The rise in popularity and the pervasive nature of online banking over the last decade have been meteoric. The power of convenience has largely trumped customer fears about security, but there are signs that the tide may be turning. Perhaps exacerbated by the global recession and shocks to the financial markets, cybercriminals have been targeting business bank accounts at increasing frequencies over the last year, catapulting the conversation about online banking security into corporate realms. With cybercriminals readjusting their focus from individual to much more lucrative business accounts, this disturbing trend is now getting the attention of authorities such as the FBI, FDIC, and Department of Homeland Security, and has been described by many as a leading cybercriminal trend for 2010.

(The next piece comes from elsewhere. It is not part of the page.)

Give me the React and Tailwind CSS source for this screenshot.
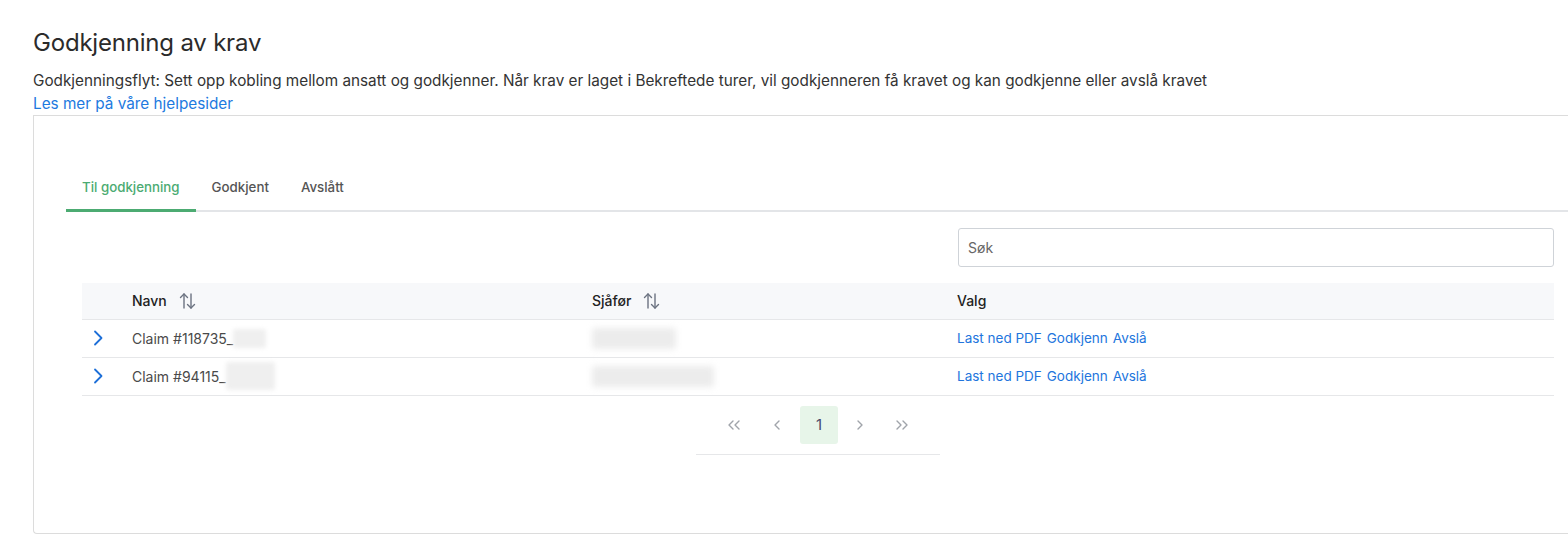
import React from "react";

function SortIcon() {
  return (
    <svg width="17" height="18" viewBox="0 0 17 18" fill="none" stroke="#6b7280" strokeWidth="1.4" strokeLinecap="round" strokeLinejoin="round" className="ml-[12px]">
      <path d="M5 16V2" />
      <path d="M1.5 5.5L5 2l3.5 3.5" />
      <path d="M12 2v14" />
      <path d="M8.5 12.5L12 16l3.5-3.5" />
    </svg>
  );
}

function Chevron() {
  return (
    <svg width="10" height="16" viewBox="0 0 10 16" fill="none" stroke="#1d6fd8" strokeWidth="1.8" strokeLinecap="round" strokeLinejoin="round">
      <path d="M2 1.5L8.5 8L2 14.5" />
    </svg>
  );
}

function Row({ name, blurW, blurH, drvW, drvH }) {
  return (
    <div className="flex h-[38px] items-center border-b border-[#e6e7e9] text-[14px] text-[#4a4a4a]">
      <div className="flex w-[40px] pl-[11px]"><Chevron /></div>
      <div className="flex w-[460px] items-center pl-[10px]">
        <span>{name}</span>
        <span className="rounded-[3px] bg-[#efefef] blur-[2px]" style={{ width: blurW, height: blurH }} />
      </div>
      <div className="w-[365px] pl-[10px]">
        <div className="rounded-[3px] bg-[#ececec] blur-[3px]" style={{ width: drvW, height: drvH }} />
      </div>
      <div className="flex gap-[5px] pl-[10px] text-[13.5px] text-[#2275dd]">
        <span>Last ned PDF</span>
        <span>Godkjenn</span>
        <span>Avslå</span>
      </div>
    </div>
  );
}

export default function App() {
  return (
    <div className="h-[542px] w-[1568px] overflow-hidden bg-white font-['Inter','Open_Sans',sans-serif] text-[#333]">
      <div className="pl-[33px] pt-[28px]">
        <h1 className="text-[24px] font-normal leading-[30px] tracking-[-0.2px] text-[#2b2b2b]">Godkjenning av krav</h1>
        <p className="mt-[12px] text-[15.3px] leading-[22px] text-[#333]">
          Godkjenningsflyt: Sett opp kobling mellom ansatt og godkjenner. Når krav er laget i Bekreftede turer, vil godkjenneren få kravet og kan godkjenne eller avslå kravet
        </p>
        <a className="block text-[15.3px] leading-[23px] text-[#1d7ae0]">Les mer på våre hjelpesider</a>
        <div className="h-[419px] rounded-bl-[4px] border-b border-l border-t border-[#dcdcdc] pl-[32px]">
          <div className="mt-[57px] flex border-b-2 border-[#e3e5e8] text-[13.3px] font-medium">
            <div className="-mb-[2px] border-b-[3px] border-[#4cab72] px-[16px] pb-[11px] pt-[5px] text-[#4cab72]">Til godkjenning</div>
            <div className="px-[16px] pb-[11px] pt-[5px] text-[#555]">Godkjent</div>
            <div className="px-[16px] pb-[11px] pt-[5px] text-[#555]">Avslått</div>
          </div>
          <div className="mr-[14px] pl-[16px]">
            <div className="mt-[16px] flex justify-end">
              <div className="flex h-[39px] w-[596px] items-center rounded-[3px] border border-[#cfd3d8] pl-[9px] text-[14px] text-[#666]">Søk</div>
            </div>
            <div className="mt-[16px]">
              <div className="flex h-[37px] items-center border-b border-[#e6e7e9] bg-[#f7f8fa] text-[14px] font-medium text-[#222]">
                <div className="w-[40px]" />
                <div className="flex w-[460px] items-center pl-[10px]">Navn<SortIcon /></div>
                <div className="flex w-[365px] items-center pl-[10px]">Sjåfør<SortIcon /></div>
                <div className="pl-[10px]">Valg</div>
              </div>
              <Row name="Claim #118735_" blurW={33} blurH={19} drvW={84} drvH={21} />
              <Row name="Claim #94115_" blurW={49} blurH={28} drvW={122} drvH={21} />
            </div>
            <div className="flex justify-center">
              <div className="flex w-[244px] justify-center border-b border-[#e6e7e9] pb-[10px] pt-[10px]">
                <div className="flex items-center text-[15px] text-[#9aa0a6]">
                  <span className="flex h-[38px] w-[38px] items-center justify-center">
                    <svg width="14" height="10" viewBox="0 0 14 10" fill="none" stroke="#a0a4aa" strokeWidth="1.4" strokeLinecap="round" strokeLinejoin="round"><path d="M6 1L2 5l4 4" /><path d="M12 1L8 5l4 4" /></svg>
                  </span>
                  <span className="ml-[5px] flex h-[38px] w-[38px] items-center justify-center">
                    <svg width="8" height="10" viewBox="0 0 8 10" fill="none" stroke="#a0a4aa" strokeWidth="1.4" strokeLinecap="round" strokeLinejoin="round"><path d="M6 1L2 5l4 4" /></svg>
                  </span>
                  <span className="ml-[4px] flex h-[38px] w-[38px] items-center justify-center rounded-[3px] bg-[#e7f5e9] text-[#4a4a6a]">1</span>
                  <span className="ml-[3px] flex h-[38px] w-[38px] items-center justify-center">
                    <svg width="8" height="10" viewBox="0 0 8 10" fill="none" stroke="#a0a4aa" strokeWidth="1.4" strokeLinecap="round" strokeLinejoin="round"><path d="M2 1l4 4-4 4" /></svg>
                  </span>
                  <span className="ml-[4px] flex h-[38px] w-[38px] items-center justify-center">
                    <svg width="14" height="10" viewBox="0 0 14 10" fill="none" stroke="#a0a4aa" strokeWidth="1.4" strokeLinecap="round" strokeLinejoin="round"><path d="M2 1l4 4-4 4" /><path d="M8 1l4 4-4 4" /></svg>
                  </span>
                </div>
              </div>
            </div>
          </div>
        </div>
      </div>
    </div>
  );
}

Particularly because employers are increasingly liable for these incidents, with Regulation E of the Federal Electronic Funds Transfer Act not protecting business accounts as it does for individuals, businesses must reexamine their online business banking practices to proactively protect themselves from such attacks and the associated potential monetary losses. Banks, too, must amplify their security practices to combat the tactics cybercriminals are now using to perpetrate this type of fraud.
Business banking attacks on the rise
Consider that in a single month this past August, no less than the FDIC, NACHA (the Electronic Payments Association), the Financial Services Information Sharing and Analysis Center (FS-ISAC) and IT advisory firm Gartner all published alerts about rising Internet threats to business banking.
The following month, the Senate Committee on Homeland Security and Governmental Affairs held a special hearing to discuss cybercriminals targeting small- and medium- sized businesses. New protective cybersecurity legislation has been introduced. Reports of victimised businesses continue to inundate the media into 2010, with several companies even sueing their banks.
The losses are substantial. The Washington Post reported that recent victims include a school district that lost $700,000 and an electronics testing firm that lost $100,000. One of Guardian Analytics' customers recently intercepted an attempted ACH transfer of $800,000 for a business banking customer in a scheme involving more than 80 smaller transactions arranged to be sent to unwitting mules. For many small- to medium-sized businesses, these types of losses are catastrophic and can potentially mark the beginning of the end if banks refuse to reimburse them.
Cyberfraud schemes becoming highly sophisticated
Cybercriminal activity is constantly evolving to capitalise on new profit streams. In the case of business banking, by stealing in amounts under $10,000 from business accounts, online fraudsters have managed to avoid triggering traditional fraud alerts. The malware used to initially gain access to accounts is often so well written that the connection comes from an authorised and authenticated computer—a legitimate computer and session that has been hijacked—circumventing even token-based authentication. The money is then transferred to "money mules," often recruited over Internet job boards, who unwittingly help fraudsters all the while they work for a legitimate company.
The use of electronic funds transfers—such as the increasing volume of automated clearing house (ACH) transactions for corporate payments—is making this channel a particularly attractive target for fraud. Historically low risk, the ACH network has recently expanded to include more participants and new types of non-recurring payments such as web-initiated ACH files. Over the past year, the FDIC has reported an increase in the number of reports and the amount of losses resulting from unauthorised transfers from business customers whose online business banking software credentials were compromised. A JP Morgan study found that 71 percent of financial institutions experienced attempted or actual payments fraud in 2008. This number jumps to 80 percent for firms with revenues more than $1bn.
Corporate account takeovers employing ACH fraud are becoming more prevalent. Criminals are targeting corporate cash management accounts and moving money out via seemingly innocent consumer accounts. The crook starts by stealing user IDs and passwords of cash management account owners, and by signing up random consumers via phishing attacks. The offer asks them to accept money into their accounts and then transfer it to the criminal's offshore account while retaining a five percent commission. Clever social engineering techniques in their phishing e-mails get consumers to sign up. After the groundwork has been laid, the crook simply goes into the corporate cash management account and transfers funds, using ACH fund transfer facilities, out of the corporate account to the phished consumer accounts. The victimised commercial banks generally fail to recover the stolen funds.